GIVEN INFORMATION:
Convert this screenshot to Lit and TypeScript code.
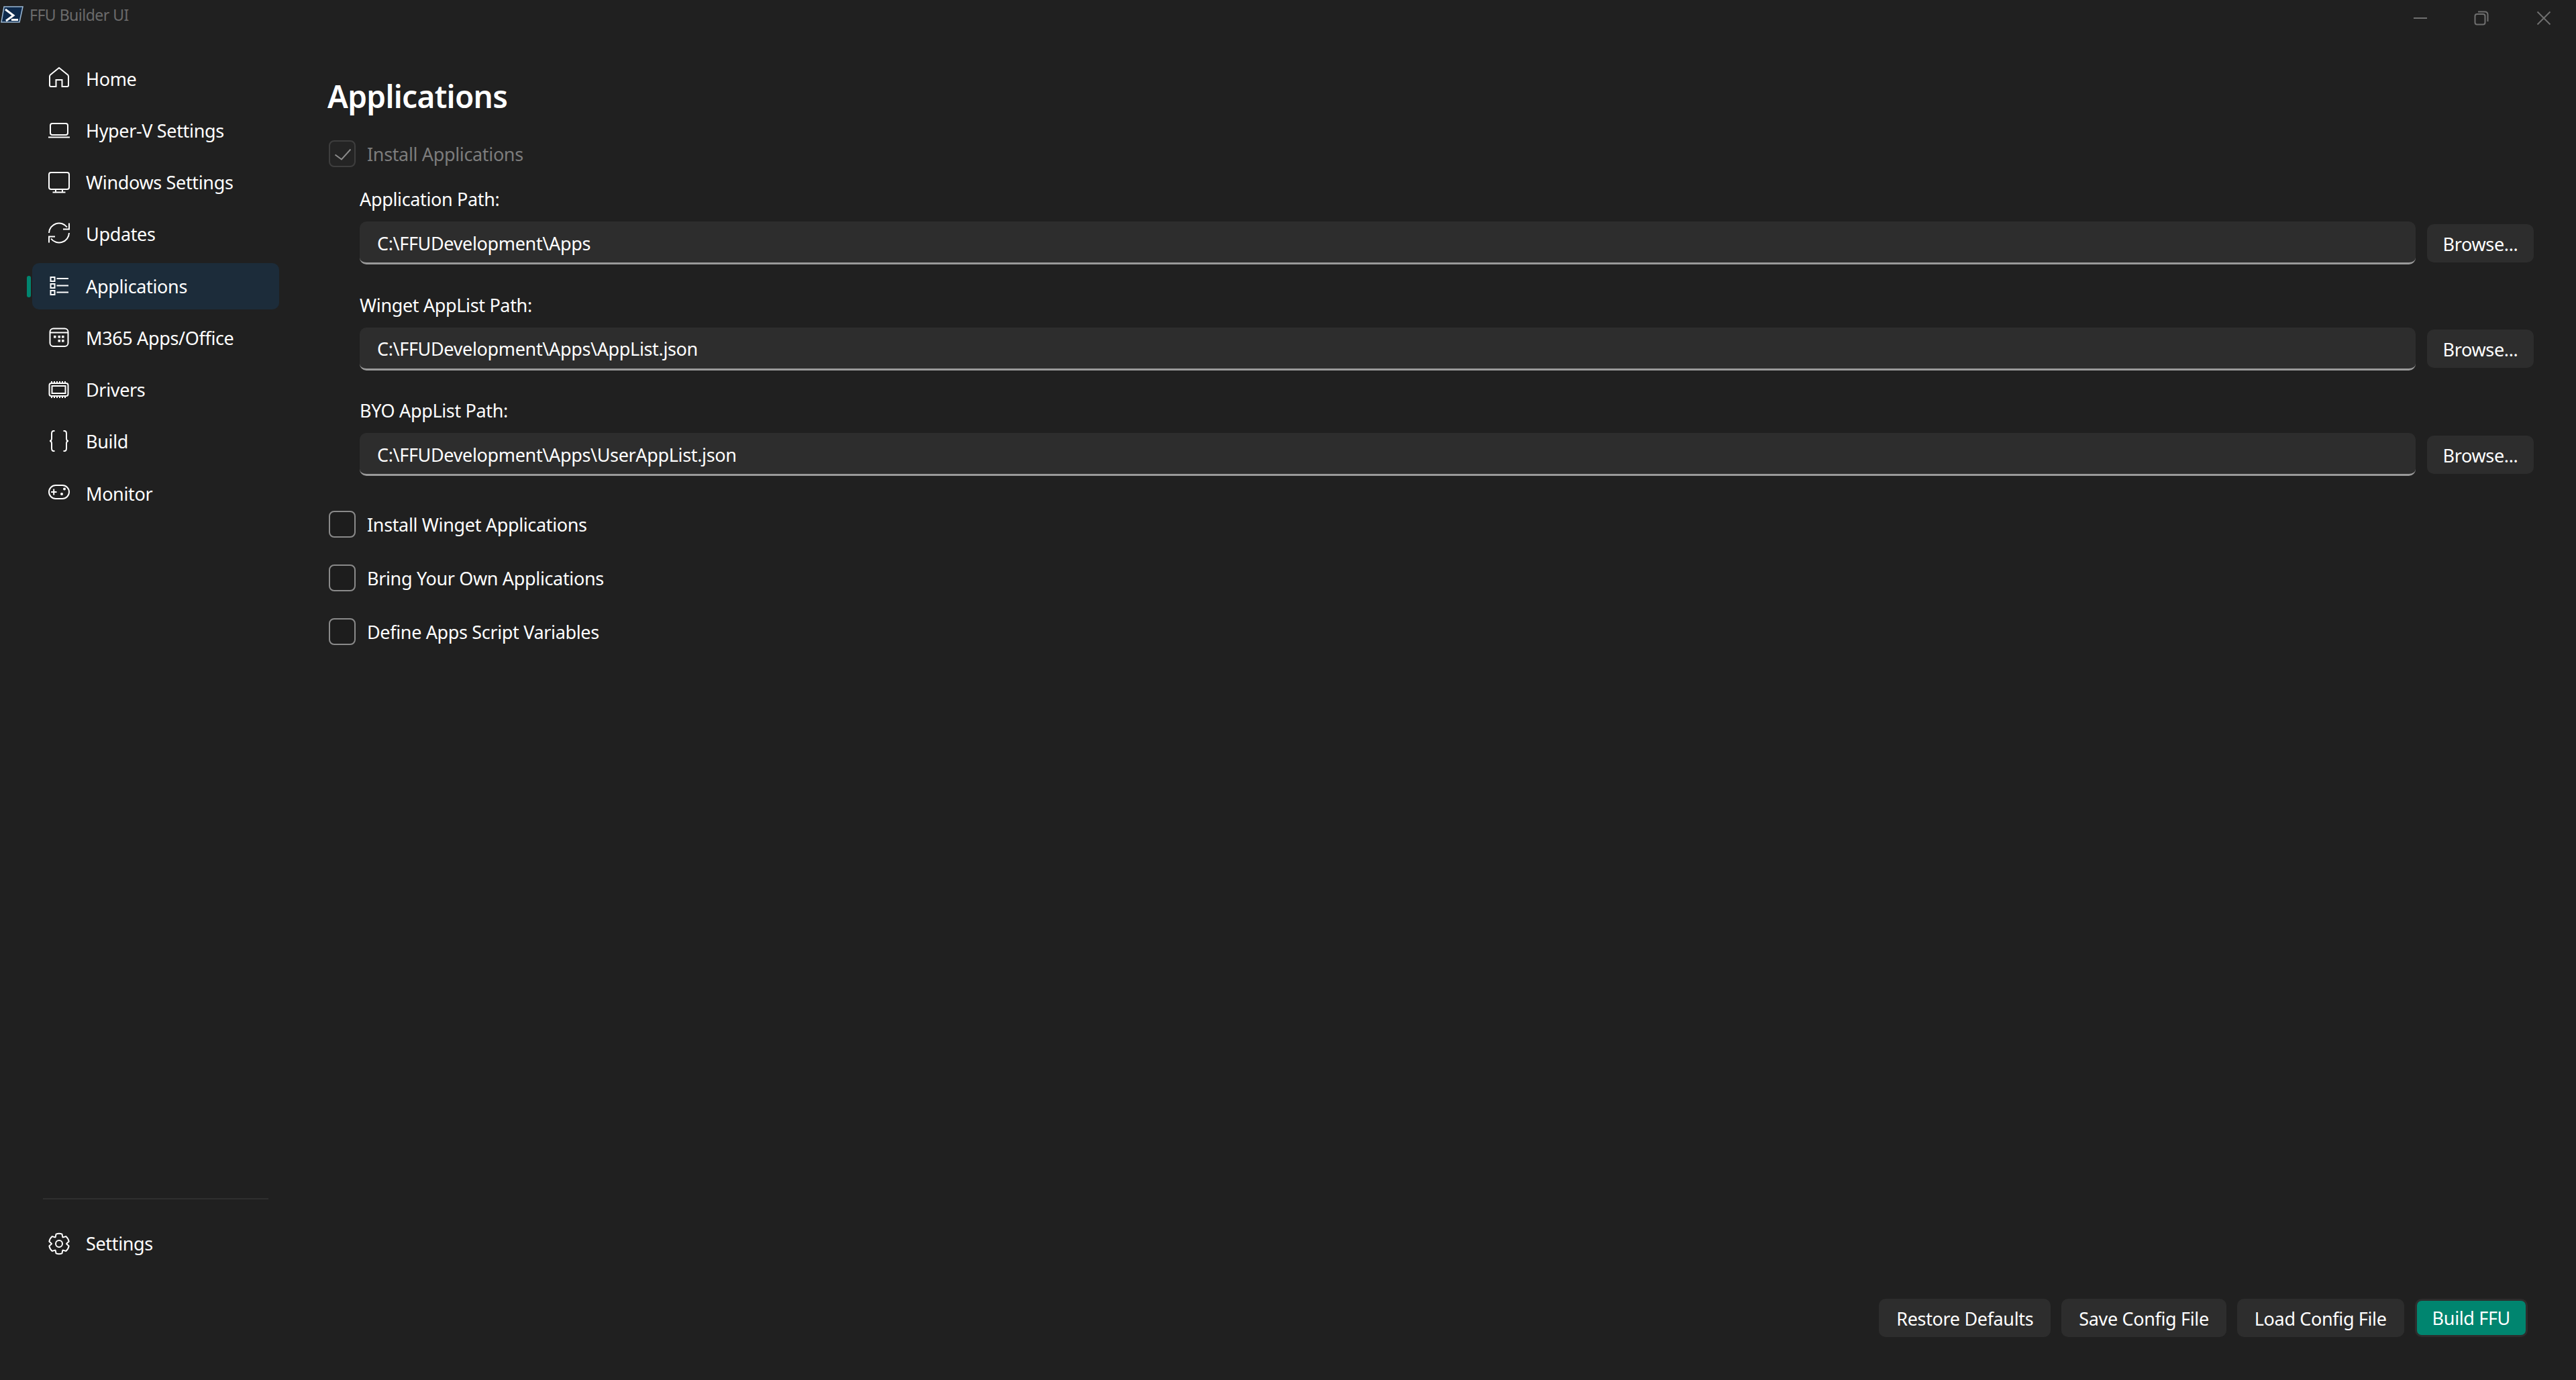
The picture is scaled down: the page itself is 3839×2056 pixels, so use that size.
import { LitElement, html, css, svg } from "lit";
import { customElement } from "lit/decorators.js";

function gearPath(cx: number, cy: number): string {
  const teeth = 6;
  const pts: string[] = [];
  const ro = 15, ri = 11.2;
  for (let i = 0; i < teeth; i++) {
    const a = (i * Math.PI * 2) / teeth - Math.PI / 2;
    const w = 0.3, v = 0.5;
    const p = (r: number, t: number) => `${(cx + r * Math.cos(t)).toFixed(2)} ${(cy + r * Math.sin(t)).toFixed(2)}`;
    pts.push(`${i === 0 ? "M" : "L"}${p(ri, a - v)}`, `L${p(ro, a - w)}`, `Q${p(ro + 1, a)} ${p(ro, a + w)}`, `L${p(ri, a + v)}`);
  }
  return pts.join(" ") + " Z";
}

const icons: Record<string, unknown> = {
  home: svg`<path d="M20 4 L7 14.5 Q6 15.4 6 17 V30 Q6 32 8 32 H15.5 V22 H24.5 V32 H32 Q34 32 34 30 V17 Q34 15.4 33 14.5 Z"/>`,
  laptop: svg`<rect x="7" y="10" width="26" height="17" rx="3"/><path d="M4 30.5 H36"/>`,
  monitor: svg`<rect x="5" y="5" width="30" height="25" rx="3"/><path d="M15 30 V34.5 M25 30 V34.5 M10.5 34.5 H29.5"/>`,
  sync: svg`<path d="M5 18 A15 15 0 0 1 32 9.5"/><path d="M35 3.5 V12.5 H26"/><path d="M35 18 A15 15 0 0 1 8 26.5"/><path d="M5 32.5 V23.5 H14"/>`,
  list: svg`<rect x="7.5" y="7" width="6" height="6"/><rect x="7.5" y="17" width="6" height="6"/><rect x="7.5" y="27" width="6" height="6"/><path d="M16.5 9 H34 M16.5 19.5 H34 M16.5 29.5 H34"/>`,
  cal: svg`<rect x="6.5" y="6.5" width="27" height="26.5" rx="5"/><path d="M6.5 12.5 H33.5"/><g fill="#fff" stroke="none"><rect x="12" y="17" width="3.5" height="3.5"/><rect x="18.5" y="17" width="3.5" height="3.5"/><rect x="24" y="17" width="3.5" height="3.5"/><rect x="18.5" y="23" width="3.5" height="3.5"/><rect x="24" y="23" width="3.5" height="3.5"/></g>`,
  chip: svg`<rect x="5.5" y="10" width="28" height="19" rx="3"/><rect x="9.5" y="14" width="20" height="11"/><path stroke-dasharray="2 2" d="M8 8 H32 M8 31 H32"/>`,
  braces: svg`<path d="M13.5 4 H12 Q9 4 9 8 V15 Q9 19 6 19 Q9 19 9 23 V30 Q9 34 12 34 H13.5"/><path d="M26.5 4 H28 Q31 4 31 8 V15 Q31 19 34 19 Q31 19 31 23 V30 Q31 34 28 34 H26.5"/>`,
  pad: svg`<rect x="5" y="8" width="30" height="20" rx="10"/><path d="M8 18 H16.5 M12.2 13.5 V22.5"/><g fill="#fff" stroke="none"><circle cx="28" cy="13.5" r="2"/><circle cx="24" cy="21" r="2"/></g>`,
  gear: svg`<path d="${gearPath(20, 20)}"/><circle cx="20" cy="20" r="5"/>`,
};

const navItems = [
  ["home", "Home"],
  ["laptop", "Hyper-V Settings"],
  ["monitor", "Windows Settings"],
  ["sync", "Updates"],
  ["list", "Applications"],
  ["cal", "M365 Apps/Office"],
  ["chip", "Drivers"],
  ["braces", "Build"],
  ["pad", "Monitor"],
];

const paths = [
  ["Application Path:", "C:\\FFUDevelopment\\Apps"],
  ["Winget AppList Path:", "C:\\FFUDevelopment\\Apps\\AppList.json"],
  ["BYO AppList Path:", "C:\\FFUDevelopment\\Apps\\UserAppList.json"],
];

const checks = ["Install Winget Applications", "Bring Your Own Applications", "Define Apps Script Variables"];

@customElement("app-root")
export class AppRoot extends LitElement {
  static styles = css`
    :host {
      display: flex;
      flex-direction: column;
      height: 100vh;
      background: #202020;
      color: #fff;
      font-family: "Noto Sans", "Open Sans", sans-serif;
      font-size: 27px;
      letter-spacing: -0.35px;
      overflow: hidden;
    }
    .titlebar { height: 50px; flex: none; display: flex; align-items: flex-start; }
    .app-icon { width: 34px; height: 28px; margin: 8px 0 0 1px; flex: none; }
    .app-title { margin: 2px 0 0 9px; font-size: 23px; line-height: 40px; color: #6b6b6b; letter-spacing: -0.5px; }
    .win { margin-left: auto; display: flex; padding: 16px 37px 0 0; gap: 71px; }
    .win svg { width: 22px; height: 22px; fill: none; stroke: #6f6f6f; stroke-width: 2; display: block; }
    .win svg:first-child { margin-right: -2px; }
    .body { flex: 1; display: flex; min-height: 0; }
    nav {
      width: 489px; flex: none; display: flex; flex-direction: column;
      padding: 32.5px 0 0 48px; box-sizing: border-box;
    }
    .items { display: flex; flex-direction: column; gap: 8.25px; }
    .item {
      position: relative; width: 368px; height: 69px; display: flex; align-items: center;
      border-radius: 10px; padding-left: 20px; box-sizing: border-box; gap: 20px; line-height: 1;
    }
    .item.sel { background: #1c2c3a; }
    .item.sel::before {
      content: ""; position: absolute; left: -8px; top: 19px; width: 6px; height: 32px;
      border-radius: 3px; background: #00856f;
    }
    .item svg { width: 40px; height: 40px; flex: none; fill: none; stroke: #fff; stroke-width: 2; }
    .foot { margin-top: auto; padding-bottom: 169px; }
    .sep { height: 2px; width: 336px; margin: 0 0 31px 16px; background: #2f2f2f; }
    main { flex: 1; min-width: 0; display: flex; flex-direction: column; padding: 59px 63px 64px 0; box-sizing: border-box; }
    h1 { margin: 0 0 32px -1px; font-size: 46px; line-height: 68px; font-weight: 600; letter-spacing: -0.7px; }
    .chk { display: flex; align-items: center; gap: 17px; height: 40px; margin-left: 1px; }
    .box {
      width: 40px; height: 40px; box-sizing: border-box; border: 2px solid #8a8a8a; border-radius: 8px;
      background: #1d1d1d; flex: none; display: flex; align-items: center; justify-content: center;
    }
    .chk.off { color: #7c7c7c; }
    .chk.off .box { border-color: #3e3e3e; background: #242424; }
    .box svg { width: 25px; height: 25px; fill: none; stroke: #8c8c8c; stroke-width: 2; }
    .paths { margin: 30px 0 0 47px; display: flex; flex-direction: column; gap: 42.5px; }
    .label { line-height: 36px; margin-bottom: 15px; }
    .row { display: flex; align-items: center; gap: 17px; }
    .input {
      flex: 1; height: 64px; box-sizing: border-box; background: #2d2d2d; border-radius: 10px;
      border-bottom: 3px solid #9a9a9a; padding: 3px 0 0 26px; display: flex; align-items: center;
    }
    .btn {
      height: 57px; box-sizing: border-box; background: #2d2d2d; border-radius: 10px; display: flex;
      align-items: center; justify-content: center; padding: 2px 26px 0; flex: none;
    }
    .browse { width: 159px; padding: 2px 0 0; }
    .list { display: flex; flex-direction: column; gap: 40px; margin-top: 52px; }
    .actions { margin-top: auto; display: flex; justify-content: flex-end; gap: 16px; padding-right: 9px; }
    .btn.primary { background: #00856f; border: 3px solid #2d2d2d; padding: 0 23px; }
  `;

  render() {
    const item = (ic: string, t: string, sel = false) => html`
      <div class="item ${sel ? "sel" : ""}">
        <svg viewBox="0 0 40 40">${icons[ic]}</svg><span>${t}</span>
      </div>`;
    return html`
      <div class="titlebar">
        <svg class="app-icon" viewBox="0 0 34 28">
          <path d="M5 2 H33 L28 25 H1 Z" fill="#0e2a4c" stroke="#9bb8d4" stroke-width="1.5"/>
          <path d="M7 6 L19 15 L8 23" fill="none" stroke="#fff" stroke-width="3"/>
          <path d="M16 21.5 H26" fill="none" stroke="#fff" stroke-width="3"/>
        </svg>
        <div class="app-title">FFU Builder UI</div>
        <div class="win">
          <svg viewBox="0 0 22 22"><path d="M1 11 H21"/></svg>
          <svg viewBox="0 0 22 22"><rect x="1.5" y="5" width="15" height="15.5" rx="3"/><path d="M6 1.5 H16 Q20.5 1.5 20.5 6 V16"/></svg>
          <svg viewBox="0 0 22 22"><path d="M1.5 1.5 L20.5 20.5 M20.5 1.5 L1.5 20.5"/></svg>
        </div>
      </div>
      <div class="body">
        <nav>
          <div class="items">${navItems.map(([i, t]) => item(i, t, t === "Applications"))}</div>
          <div class="foot">
            <div class="sep"></div>
            ${item("gear", "Settings")}
          </div>
        </nav>
        <main>
          <h1>Applications</h1>
          <div class="chk off">
            <span class="box"><svg viewBox="0 0 25 25"><path d="M1.5 13.5 L11 20.5 L24.5 5.5"/></svg></span>
            <span>Install Applications</span>
          </div>
          <div class="paths">
            ${paths.map(([l, v]) => html`
              <div>
                <div class="label">${l}</div>
                <div class="row">
                  <div class="input">${v}</div>
                  <div class="btn browse">Browse...</div>
                </div>
              </div>`)}
          </div>
          <div class="list">
            ${checks.map((c) => html`<div class="chk"><span class="box"></span><span>${c}</span></div>`)}
          </div>
          <div class="actions">
            <div class="btn">Restore Defaults</div>
            <div class="btn">Save Config File</div>
            <div class="btn">Load Config File</div>
            <div class="btn primary">Build FFU</div>
          </div>
        </main>
      </div>
    `;
  }
}
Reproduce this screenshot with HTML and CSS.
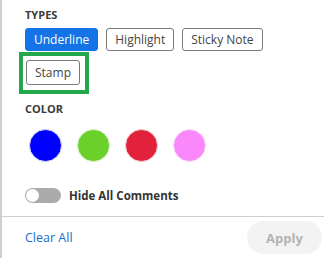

GIVEN EXERCISE: Find every line in the records that has the string "size", then state how many there are and nothing else.

PROBLEM SOLUTION: 4